Q. I have been a fishkeeper for the past 30 years. Tropical fish have flourished and reproduced in my freshwater aquariums innumerable times. Some have attained a very ancient (for fish) age.
About four years ago I decided to dedicate a freshwater aquarium to fancy goldfish. I set up a lovely 50-gallon aquarium complete with biological, mechanical and chemical filtration. I have never had more than five orandas or ryukin in this aquarium. I feed small amounts of flake or pellet goldfish food three times a week. I do a 30-percent water change every two weeks and I do a complete cleaning of the f every two months.
Despite all this, I lose goldfish on a regular basis. I have now quit buying orandas and I medicate the aquarium with Paragon II every two months. I have also added a live aquatic plant on which they can feed. I think these fish are simply loaded with internal parasites and that we begin at a disadvantage when we buy them.
I want to breed the fish but I am afraid their parasites might invade the eggs. Is this a danger?
A. Let me answer your questions in reverse order. You do not have to worry about internal parasites invading your goldfish eggs because your goldfish problems have nothing to do with internal parasites. I hope you won’t be offended when I tell you that you have fallen victim to one of the most common afflictions of aquarists: imaginary fish disease syndrome.
Imaginary fish disease syndrome is a serious problem among hobbyists — beginners and advanced alike — and has grave consequences for their fish. It is a direct result of aquarium books that list specific diseases in an encyclopedic fashion without any indication as to the relative likelihood of actually encountering any of them.
For example, you are never told that the external parasite Ichthyophthirius that causes “freshwater ich” or “white spot” disease is virtually ubiquitous to the fish environment. Or that its coldwater form produces signs that look exactly like the very rare “carp pox” virus.
The dreaded spring viremia of carp virus (Rhabdovirus carpio) has never been seen in North America. Yet every year I get dozens of calls from people who swear their koi have this disease. Why? Because they read about it in a book.
Imaginary fish disease syndrome is also the result of the hyper-commercializing of many so-called fish medications. (Did you ever wonder why every fish drug on the market claims to cure fin rot?) If there is a drug that “cures” a problem, your fish should actually have that problem.

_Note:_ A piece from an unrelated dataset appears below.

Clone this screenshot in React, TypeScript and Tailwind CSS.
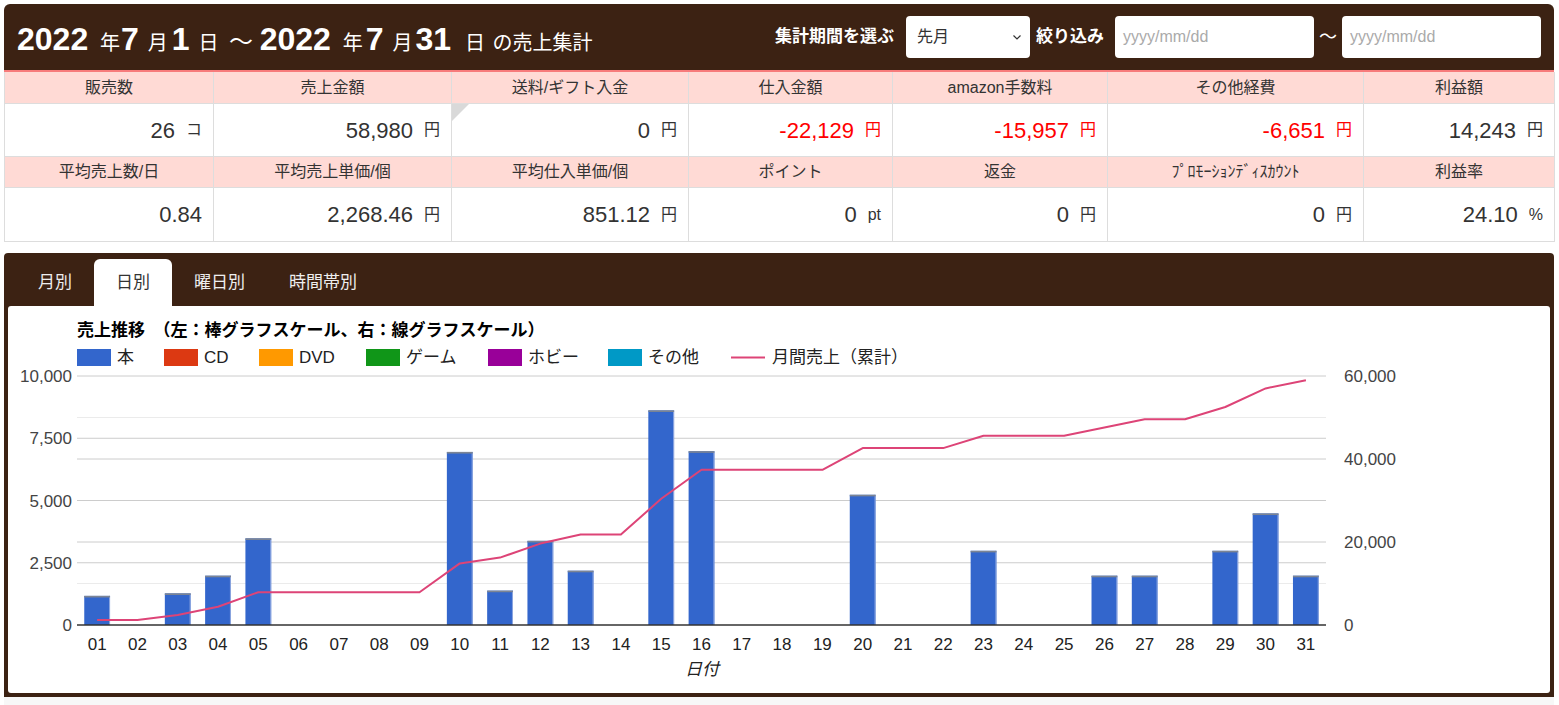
import React from "react";

const FONT = '"Liberation Sans", "Noto Sans CJK JP", sans-serif';

type Cell = { label: string; value: string; unit?: string; red?: boolean; tri?: boolean };

const row1: Cell[] = [
  { label: "販売数", value: "26", unit: "コ" },
  { label: "売上金額", value: "58,980", unit: "円" },
  { label: "送料/ギフト入金", value: "0", unit: "円", tri: true },
  { label: "仕入金額", value: "-22,129", unit: "円", red: true },
  { label: "amazon手数料", value: "-15,957", unit: "円", red: true },
  { label: "その他経費", value: "-6,651", unit: "円", red: true },
  { label: "利益額", value: "14,243", unit: "円" },
];
const row2: Cell[] = [
  { label: "平均売上数/日", value: "0.84" },
  { label: "平均売上単価/個", value: "2,268.46", unit: "円" },
  { label: "平均仕入単価/個", value: "851.12", unit: "円" },
  { label: "ポイント", value: "0", unit: "pt" },
  { label: "返金", value: "0", unit: "円" },
  { label: "ﾌﾟﾛﾓｰｼｮﾝﾃﾞｨｽｶｳﾝﾄ", value: "0", unit: "円" },
  { label: "利益率", value: "24.10", unit: "%" },
];

const daily = [1170, 0, 1270, 1980, 3480, 0, 0, 0, 0, 6950, 1380, 3380, 2180, 0, 8620, 6980, 0, 0, 0, 5230, 0, 0, 2980, 0, 0, 1980, 1980, 0, 2980, 4480, 1980];

function HeaderRow({ cells, h }: { cells: Cell[]; h: string }) {
  return (
    <>
      {cells.map((c, i) => (
        <div
          key={i}
          className={`${h} flex items-center justify-center bg-[#ffdad5] border-r border-b border-[#dddddd] text-[16px] text-[#333]`}
        >
          {c.label}
        </div>
      ))}
    </>
  );
}

function DataRow({ cells, h }: { cells: Cell[]; h: string }) {
  return (
    <>
      {cells.map((c, i) => (
        <div
          key={i}
          className={`${h} relative flex items-center justify-end pr-[11px] bg-white border-r border-b border-[#dddddd] ${c.red ? "text-[#ff0000]" : "text-[#333]"}`}
        >
          {c.tri && (
            <svg className="absolute left-0 top-0" width="18" height="18" viewBox="0 0 18 18">
              <polygon points="0,0 17,0 0,17" fill="#d9d9d9" />
            </svg>
          )}
          <span className="text-[22px]">{c.value}</span>
          {c.unit && <span className="text-[16px] ml-[11px]">{c.unit}</span>}
        </div>
      ))}
    </>
  );
}

function Chart() {
  const W = 1543;
  const H = 387;
  const left = 69;
  const right = 1318;
  const top = 70;
  const base = 319;
  const ph = base - top;
  const step = (right - left) / 31;
  const bw = step * 0.64;
  const yL = (v: number) => base - (v / 10000) * ph;
  const yR = (v: number) => base - (v / 60000) * ph;
  let cum = 0;
  const pts = daily.map((v, i) => {
    cum += v;
    return `${(left + step * (i + 0.5)).toFixed(1)},${yR(cum).toFixed(1)}`;
  });
  const legend = [
    { x: 69, c: "#3366cc", t: "本" },
    { x: 156, c: "#dc3912", t: "CD" },
    { x: 251, c: "#ff9900", t: "DVD" },
    { x: 358, c: "#109618", t: "ゲーム" },
    { x: 480, c: "#990099", t: "ホビー" },
    { x: 600, c: "#0099c6", t: "その他" },
  ];
  const minor = [yR(50000), yR(30000), yR(10000)];
  const majorL = [10000, 7500, 5000, 2500].map(yL);
  const majorR = [40000, 20000].map(yR);
  return (
    <svg width={W} height={H} style={{ fontFamily: FONT, display: "block" }}>
      <text x={69} y={30} fontSize={17} fontWeight="bold" fill="#000">
        売上推移　（左：棒グラフスケール、右：線グラフスケール）
      </text>
      {legend.map((l) => (
        <g key={l.t}>
          <rect x={l.x} y={43} width={34} height={17} fill={l.c} />
          <text x={l.x + 40} y={57} fontSize={17} fill="#222">
            {l.t}
          </text>
        </g>
      ))}
      <line x1={723} x2={757} y1={51.5} y2={51.5} stroke="#dd4477" strokeWidth={2} />
      <text x={764} y={57} fontSize={17} fill="#222">
        月間売上（累計）
      </text>
      {minor.map((y, i) => (
        <line key={`m${i}`} x1={left} x2={right} y1={y} y2={y} stroke="#ebebeb" strokeWidth={1} />
      ))}
      {[...majorL, ...majorR].map((y, i) => (
        <line key={`M${i}`} x1={left} x2={right} y1={y} y2={y} stroke="#cccccc" strokeWidth={1} />
      ))}
      {["10,000", "7,500", "5,000", "2,500", "0"].map((t, i) => (
        <text key={t} x={64} y={top + (ph / 4) * i + 6} fontSize={17} fill="#444" textAnchor="end">
          {t}
        </text>
      ))}
      {["60,000", "40,000", "20,000", "0"].map((t, i) => (
        <text key={t} x={1336} y={top + (ph / 3) * i + 6} fontSize={17} fill="#444">
          {t}
        </text>
      ))}
      {daily.map((v, i) => {
        if (!v) return null;
        const x = left + step * (i + 0.5) - bw / 2;
        const y = yL(v);
        return (
          <g key={i}>
            <rect x={x} y={y} width={bw} height={base - y} fill="#3366cc" />
            <rect x={x + bw - 1} y={y} width={1} height={base - y} fill="#8fa8e0" />
            <rect x={x} y={y} width={bw} height={1.6} fill="#7d8593" />
          </g>
        );
      })}
      <line x1={left} x2={right} y1={base} y2={base} stroke="#333" strokeWidth={1.5} />
      <polyline points={pts.join(" ")} fill="none" stroke="#dd4477" strokeWidth={2} strokeLinejoin="round" />
      {daily.map((_, i) => (
        <text key={i} x={left + step * (i + 0.5)} y={344} fontSize={17} fill="#222" textAnchor="middle">
          {String(i + 1).padStart(2, "0")}
        </text>
      ))}
      <text x={694} y={369} fontSize={17} fill="#222" textAnchor="middle" fontStyle="italic">
        日付
      </text>
    </svg>
  );
}

export default function App() {
  return (
    <div className="w-[1559px] h-[705px] bg-white overflow-hidden" style={{ fontFamily: FONT }}>
      <div className="pl-[4px] pr-[5px] pt-[4px]">
        {/* header */}
        <div className="h-[68px] bg-[#3c2213] rounded-t-[6px] border-b-2 border-[#f77b7b] flex items-center justify-between pl-[13px] pr-[13px]">
          <div className="text-white flex items-baseline whitespace-pre pt-[4px]">
            <span className="text-[32px] font-bold">2022 </span>
            <span className="text-[20px] ml-[3px]">年</span>
            <span className="text-[32px] font-bold ml-[1px]">7 </span>
            <span className="text-[20px]">月</span>
            <span className="text-[32px] font-bold ml-[4px]">1 </span>
            <span className="text-[20px]">日 </span>
            <span className="text-[24px] ml-[5px]">～ </span>
            <span className="text-[32px] font-bold">2022 </span>
            <span className="text-[20px] ml-[3px]">年</span>
            <span className="text-[32px] font-bold ml-[3px]">7 </span>
            <span className="text-[20px]">月</span>
            <span className="text-[32px] font-bold ml-[3px]">31 </span>
            <span className="text-[20px] ml-[5px]">日 </span>
            <span className="text-[20px] ml-[2px]">の売上集計</span>
          </div>
          <div className="flex items-center text-white">
            <span className="text-[17px] font-bold mr-[12px]">集計期間を選ぶ</span>
            <div className="w-[124px] h-[42px] bg-white rounded-[4px] flex items-center justify-between pl-[11px] pr-[8px] text-[#333] text-[16px]">
              <span>先月</span>
              <svg width="10" height="10" viewBox="0 0 10 10">
                <path d="M1.5 3.5 L5 7 L8.5 3.5" fill="none" stroke="#333" strokeWidth="1.2" />
              </svg>
            </div>
            <span className="text-[17px] font-bold ml-[6px] mr-[11px]">絞り込み</span>
            <div className="w-[199px] h-[42px] bg-white rounded-[4px] flex items-center pl-[8px] text-[#aaaaaa] text-[16px]">
              yyyy/mm/dd
            </div>
            <span className="text-[18px] mx-[5px]">～</span>
            <div className="w-[199px] h-[42px] bg-white rounded-[4px] flex items-center pl-[8px] text-[#aaaaaa] text-[16px]">
              yyyy/mm/dd
            </div>
          </div>
        </div>
        {/* table */}
        <div className="grid grid-cols-[209px_238px_237px_204px_215px_256px_191px] border-l border-[#dddddd]">
          <HeaderRow cells={row1} h="h-[32px]" />
          <DataRow cells={row1} h="h-[53px]" />
          <HeaderRow cells={row2} h="h-[31px]" />
          <DataRow cells={row2} h="h-[54px]" />
        </div>
        {/* tabs */}
        <div className="mt-[11px] bg-[#3c2213] rounded-t-[4px] px-[4px] pb-[4px]">
          <div className="h-[53px] flex items-end pl-[8px]">
            {["月別", "日別", "曜日別", "時間帯別"].map((t, i) =>
              i === 1 ? (
                <div key={t} className="h-[47px] px-[22px] bg-white rounded-t-[6px] flex items-center text-[17px] text-[#333]">
                  {t}
                </div>
              ) : (
                <div key={t} className="h-[47px] px-[22px] flex items-center text-[17px] text-[#eeeeee]">
                  {t}
                </div>
              )
            )}
          </div>
          <div className="bg-white rounded-[3px] h-[387px] overflow-hidden">
            <Chart />
          </div>
        </div>
        <div className="h-[10px] bg-[#f7f7f7]" />
      </div>
    </div>
  );
}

But you have to know what the problem really is, first.
Most fish health problems have the same basic symptoms — lethargy, refusing to eat, swimming problems, bloat — so diagnosis is hit or miss without microscopic examination. The unfortunate fact is that most fish die from inappropriate care; bacterial and parasitic problems are usually secondary, if present at all.
Your goldfish deaths can be accounted for by two very simple phenomena. In the beginning, it is possible that your goldfish died from new freshwater aquarium syndrome. Despite your long experience with tropical fish you may not have considered that even a single small goldfish may excrete considerably more ammonia than a half-dozen tropical fish. Five goldfish in a new 50-gallon aquarium could poison the water. If the nitrogen cycle had not been completed, either ammonia or, more likely, nitrite poisoning may have caused the deaths during the first two months.
But it is also clear to me that your goldfish may have been starving to death. Feeding five goldfish a few flakes or pellets three times a week guarantees that some eat on each occasion and others never eat. Notice that your improved success dates from the introduction of live plants for the fish to nibble on.
Goldfish need to eat. Young goldfish should be fed about 3 to 5 percent of their body weight each day. Five small goldfish might weigh a total of 30 grams. This means that they should receive around 1 gram of fish food per day, split into several feedings. You may have been feeding this amount per week! We feed our goldfish three, sometimes four, times a day — every day. And even then they beg for fish food in between.
In winter, we cut back about 50 percent — two small feedings for fish kept indoors at room temperature. The fish in our sunroom pool, where temperatures stay around 50 degrees Fahrenheit are not fed until water temperatures rise above 55 degrees Fahrenheit.
I’ll bet if you improve your feeding regimen your fish will live longer. The idea of live plants to chew on is excellent and will greatly improve aquarium conditions. The water change schedule you follow is fine for an established freshwater aquarium. But during aquarium break-in you would have had to change 50 percent per day to dilute the ammonia/nitrite.
Finally, Paragon II may indeed have its uses in cases of true parasite infestation. However, you are exposing your fish needlessly to low doses of toxic chemicals on a regular basis.